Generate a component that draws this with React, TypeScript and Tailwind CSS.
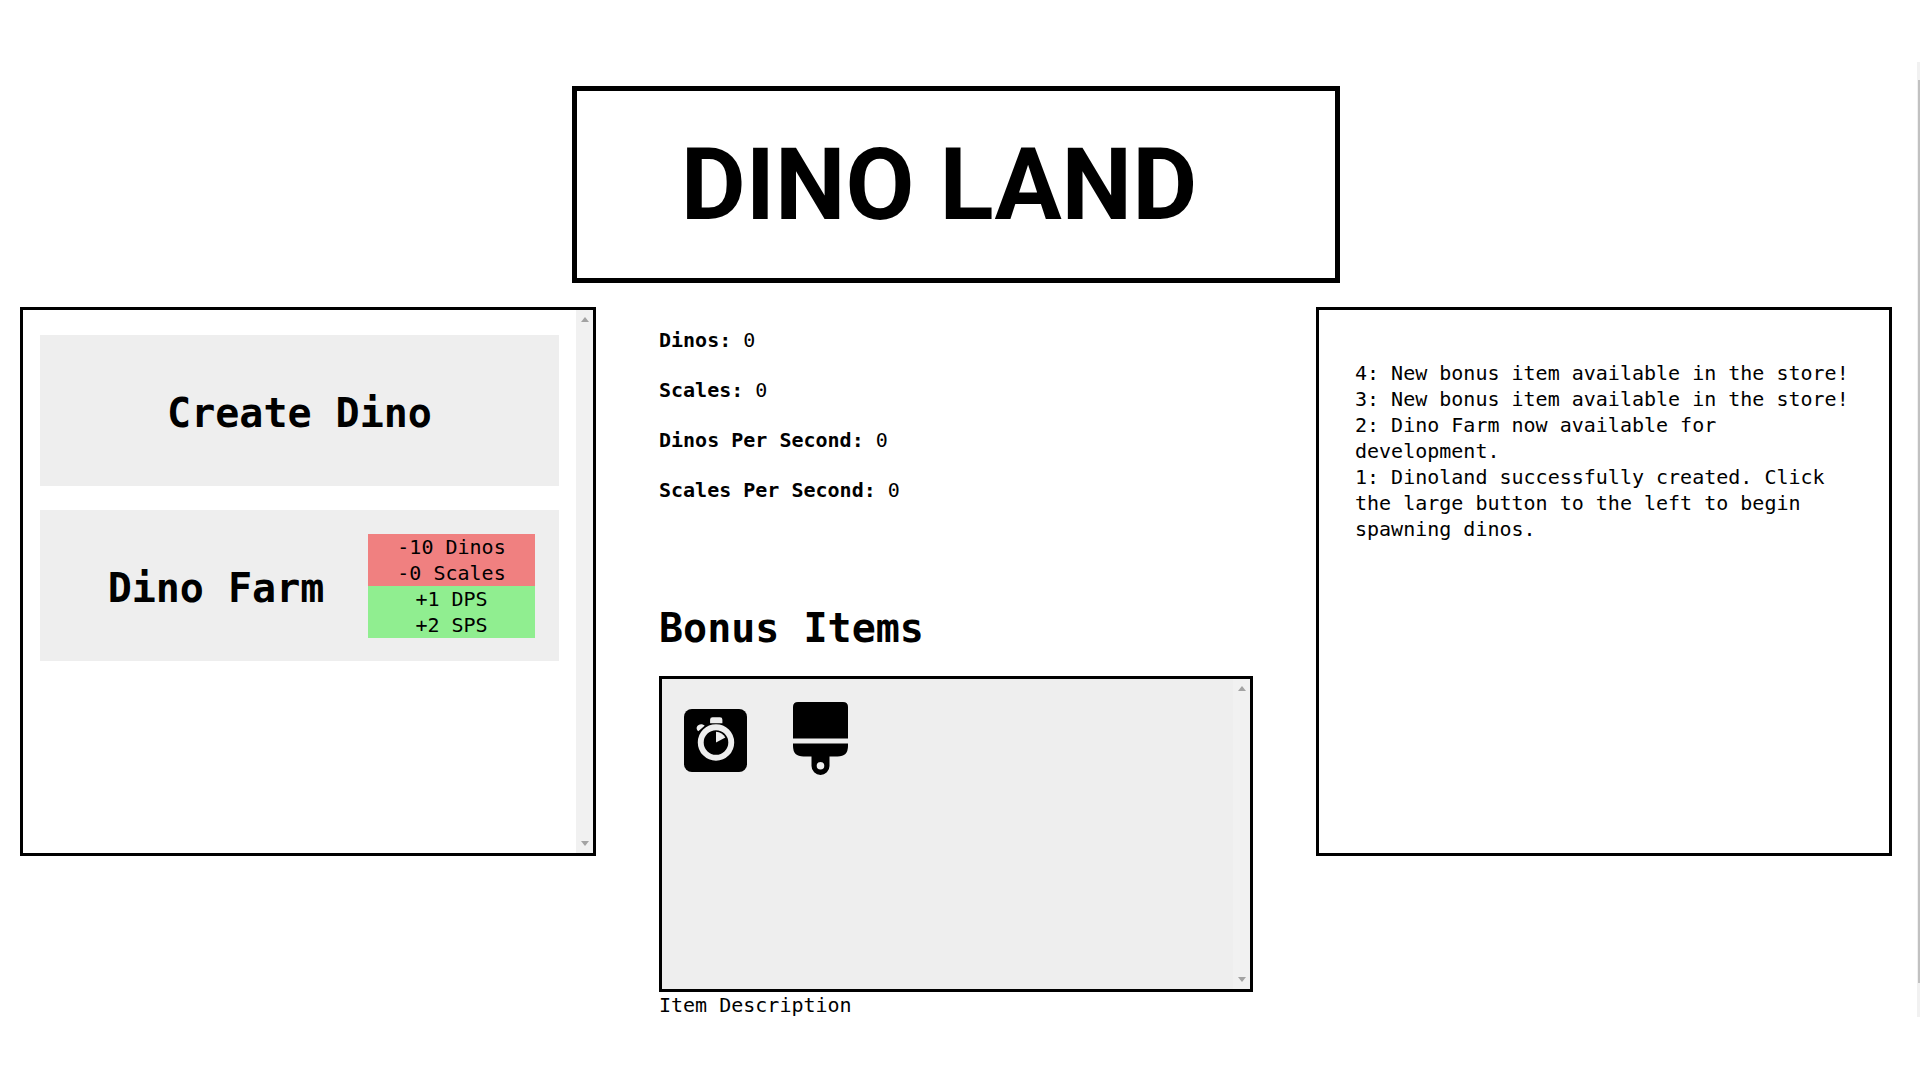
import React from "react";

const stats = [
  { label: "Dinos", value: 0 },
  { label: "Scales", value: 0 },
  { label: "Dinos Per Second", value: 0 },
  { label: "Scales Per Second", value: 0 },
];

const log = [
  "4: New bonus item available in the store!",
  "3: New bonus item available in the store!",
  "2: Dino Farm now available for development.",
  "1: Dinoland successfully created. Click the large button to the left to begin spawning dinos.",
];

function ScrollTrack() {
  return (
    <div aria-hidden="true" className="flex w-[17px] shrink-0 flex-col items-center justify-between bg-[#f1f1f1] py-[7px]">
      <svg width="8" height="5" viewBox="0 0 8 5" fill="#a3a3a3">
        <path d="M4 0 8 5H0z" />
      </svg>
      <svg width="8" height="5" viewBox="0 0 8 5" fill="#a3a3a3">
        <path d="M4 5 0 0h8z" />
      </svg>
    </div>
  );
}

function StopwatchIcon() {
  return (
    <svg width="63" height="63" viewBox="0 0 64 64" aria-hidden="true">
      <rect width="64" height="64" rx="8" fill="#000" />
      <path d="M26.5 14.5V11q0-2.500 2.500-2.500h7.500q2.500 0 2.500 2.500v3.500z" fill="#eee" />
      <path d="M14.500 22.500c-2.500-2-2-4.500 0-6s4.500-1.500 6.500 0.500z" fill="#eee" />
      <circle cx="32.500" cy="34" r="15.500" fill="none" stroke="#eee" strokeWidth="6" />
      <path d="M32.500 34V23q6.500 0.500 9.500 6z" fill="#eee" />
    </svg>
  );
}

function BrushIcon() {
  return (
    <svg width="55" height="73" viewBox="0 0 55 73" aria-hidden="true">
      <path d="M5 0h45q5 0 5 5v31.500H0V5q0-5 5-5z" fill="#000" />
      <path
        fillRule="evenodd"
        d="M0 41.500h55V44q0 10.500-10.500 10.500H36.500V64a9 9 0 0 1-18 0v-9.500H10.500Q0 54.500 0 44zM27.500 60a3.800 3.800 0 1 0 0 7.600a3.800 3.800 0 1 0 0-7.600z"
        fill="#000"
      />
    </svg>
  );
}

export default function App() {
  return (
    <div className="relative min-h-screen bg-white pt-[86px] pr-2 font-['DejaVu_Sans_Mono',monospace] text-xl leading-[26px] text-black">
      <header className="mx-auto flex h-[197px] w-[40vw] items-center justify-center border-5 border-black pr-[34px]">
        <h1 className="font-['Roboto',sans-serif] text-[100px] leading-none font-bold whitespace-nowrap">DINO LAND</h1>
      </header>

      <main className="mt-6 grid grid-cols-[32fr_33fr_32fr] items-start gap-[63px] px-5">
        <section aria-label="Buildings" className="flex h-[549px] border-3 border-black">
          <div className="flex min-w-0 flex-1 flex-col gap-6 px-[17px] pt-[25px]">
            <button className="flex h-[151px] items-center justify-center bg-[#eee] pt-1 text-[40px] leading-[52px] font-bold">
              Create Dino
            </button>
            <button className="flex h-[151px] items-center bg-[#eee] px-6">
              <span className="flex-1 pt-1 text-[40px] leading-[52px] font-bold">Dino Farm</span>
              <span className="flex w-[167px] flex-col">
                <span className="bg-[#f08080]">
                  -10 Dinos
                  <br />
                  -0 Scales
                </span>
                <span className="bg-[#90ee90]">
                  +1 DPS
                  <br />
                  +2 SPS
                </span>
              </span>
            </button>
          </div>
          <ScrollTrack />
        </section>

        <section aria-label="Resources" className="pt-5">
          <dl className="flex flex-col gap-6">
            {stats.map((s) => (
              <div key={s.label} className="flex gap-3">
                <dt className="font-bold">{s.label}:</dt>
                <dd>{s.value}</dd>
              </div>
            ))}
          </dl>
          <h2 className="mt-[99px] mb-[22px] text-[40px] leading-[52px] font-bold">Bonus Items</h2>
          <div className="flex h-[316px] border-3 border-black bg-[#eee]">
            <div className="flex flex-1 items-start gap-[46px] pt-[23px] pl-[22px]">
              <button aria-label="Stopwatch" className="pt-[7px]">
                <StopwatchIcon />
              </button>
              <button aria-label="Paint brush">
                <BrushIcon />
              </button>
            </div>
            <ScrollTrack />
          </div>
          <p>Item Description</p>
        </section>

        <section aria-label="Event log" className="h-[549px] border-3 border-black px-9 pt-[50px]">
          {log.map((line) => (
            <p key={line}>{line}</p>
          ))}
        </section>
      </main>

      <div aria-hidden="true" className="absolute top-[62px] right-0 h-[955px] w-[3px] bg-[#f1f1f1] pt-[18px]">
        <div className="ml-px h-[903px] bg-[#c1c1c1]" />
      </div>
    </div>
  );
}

== == ==

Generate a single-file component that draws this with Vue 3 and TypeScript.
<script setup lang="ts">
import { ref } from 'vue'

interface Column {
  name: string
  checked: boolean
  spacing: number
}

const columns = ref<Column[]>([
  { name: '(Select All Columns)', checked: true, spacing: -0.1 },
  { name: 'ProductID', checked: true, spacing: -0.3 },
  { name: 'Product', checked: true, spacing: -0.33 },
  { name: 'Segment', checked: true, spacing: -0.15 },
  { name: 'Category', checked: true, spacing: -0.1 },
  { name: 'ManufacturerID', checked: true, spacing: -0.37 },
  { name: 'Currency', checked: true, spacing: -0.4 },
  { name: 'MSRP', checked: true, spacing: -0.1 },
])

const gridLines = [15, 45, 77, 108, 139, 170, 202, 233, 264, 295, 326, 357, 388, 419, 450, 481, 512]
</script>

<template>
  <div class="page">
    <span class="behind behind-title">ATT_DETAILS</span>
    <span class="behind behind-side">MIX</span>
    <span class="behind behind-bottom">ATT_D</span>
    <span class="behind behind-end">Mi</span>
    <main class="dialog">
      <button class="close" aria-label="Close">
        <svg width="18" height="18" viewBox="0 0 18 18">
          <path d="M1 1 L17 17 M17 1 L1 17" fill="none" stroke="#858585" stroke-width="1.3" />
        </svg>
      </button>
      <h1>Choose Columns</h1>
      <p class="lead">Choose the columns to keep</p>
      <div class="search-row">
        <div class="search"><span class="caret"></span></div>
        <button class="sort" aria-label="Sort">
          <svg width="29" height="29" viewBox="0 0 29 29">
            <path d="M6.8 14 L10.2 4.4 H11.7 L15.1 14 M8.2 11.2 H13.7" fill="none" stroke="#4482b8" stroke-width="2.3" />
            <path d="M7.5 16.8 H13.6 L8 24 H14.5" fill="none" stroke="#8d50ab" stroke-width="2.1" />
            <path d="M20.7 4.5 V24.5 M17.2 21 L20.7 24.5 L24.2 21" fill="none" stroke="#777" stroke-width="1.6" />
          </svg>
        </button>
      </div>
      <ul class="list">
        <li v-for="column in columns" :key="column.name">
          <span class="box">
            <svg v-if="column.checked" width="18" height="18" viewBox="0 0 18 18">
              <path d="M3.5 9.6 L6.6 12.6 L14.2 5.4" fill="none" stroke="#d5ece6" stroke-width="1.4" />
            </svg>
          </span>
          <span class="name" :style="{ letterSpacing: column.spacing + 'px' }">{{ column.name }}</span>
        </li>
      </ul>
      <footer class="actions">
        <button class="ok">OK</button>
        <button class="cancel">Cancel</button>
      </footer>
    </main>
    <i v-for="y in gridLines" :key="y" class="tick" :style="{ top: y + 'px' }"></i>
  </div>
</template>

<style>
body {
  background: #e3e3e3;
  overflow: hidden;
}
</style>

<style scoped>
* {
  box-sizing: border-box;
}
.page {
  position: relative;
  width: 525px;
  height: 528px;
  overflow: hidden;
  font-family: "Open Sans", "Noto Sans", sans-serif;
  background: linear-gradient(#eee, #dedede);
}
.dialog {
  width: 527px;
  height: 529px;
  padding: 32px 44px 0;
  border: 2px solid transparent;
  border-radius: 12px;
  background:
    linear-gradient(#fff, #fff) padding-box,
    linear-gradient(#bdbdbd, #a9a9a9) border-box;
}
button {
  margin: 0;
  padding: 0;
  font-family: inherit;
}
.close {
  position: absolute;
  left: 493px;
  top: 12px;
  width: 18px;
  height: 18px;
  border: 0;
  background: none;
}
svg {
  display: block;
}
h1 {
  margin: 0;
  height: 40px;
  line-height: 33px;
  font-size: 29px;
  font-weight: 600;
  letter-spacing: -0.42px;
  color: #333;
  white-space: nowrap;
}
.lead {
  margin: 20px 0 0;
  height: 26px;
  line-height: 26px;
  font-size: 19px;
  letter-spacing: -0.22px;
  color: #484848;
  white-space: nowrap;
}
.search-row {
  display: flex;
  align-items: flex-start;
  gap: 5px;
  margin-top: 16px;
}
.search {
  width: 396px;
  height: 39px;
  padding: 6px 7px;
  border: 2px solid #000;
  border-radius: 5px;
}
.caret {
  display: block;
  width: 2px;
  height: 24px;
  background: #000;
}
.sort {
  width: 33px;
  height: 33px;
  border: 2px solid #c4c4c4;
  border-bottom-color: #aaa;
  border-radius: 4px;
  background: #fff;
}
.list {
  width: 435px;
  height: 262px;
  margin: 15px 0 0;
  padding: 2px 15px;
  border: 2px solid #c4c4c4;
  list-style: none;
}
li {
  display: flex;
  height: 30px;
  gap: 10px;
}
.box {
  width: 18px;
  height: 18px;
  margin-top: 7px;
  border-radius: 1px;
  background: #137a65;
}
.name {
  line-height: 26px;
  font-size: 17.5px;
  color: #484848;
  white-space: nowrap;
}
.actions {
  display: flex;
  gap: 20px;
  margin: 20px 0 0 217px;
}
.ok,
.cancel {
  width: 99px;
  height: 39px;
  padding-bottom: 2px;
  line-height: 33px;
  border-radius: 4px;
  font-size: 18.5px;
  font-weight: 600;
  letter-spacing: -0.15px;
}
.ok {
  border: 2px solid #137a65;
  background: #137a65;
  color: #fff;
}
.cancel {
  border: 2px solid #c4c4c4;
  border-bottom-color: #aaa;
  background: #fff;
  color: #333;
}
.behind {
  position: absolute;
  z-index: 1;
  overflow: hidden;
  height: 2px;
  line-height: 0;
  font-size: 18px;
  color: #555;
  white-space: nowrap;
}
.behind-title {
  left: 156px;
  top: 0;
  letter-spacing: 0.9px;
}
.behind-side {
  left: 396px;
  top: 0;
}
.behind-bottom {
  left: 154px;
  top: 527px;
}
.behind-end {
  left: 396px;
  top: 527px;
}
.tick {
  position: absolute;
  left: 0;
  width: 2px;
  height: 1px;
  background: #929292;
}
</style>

== == ==

Above are some entries. Restate word for word the lines from the one holding "Generate a component" through the one holding "import React from", but not the pictures.

Generate a component that draws this with React, TypeScript and Tailwind CSS.
import React from "react";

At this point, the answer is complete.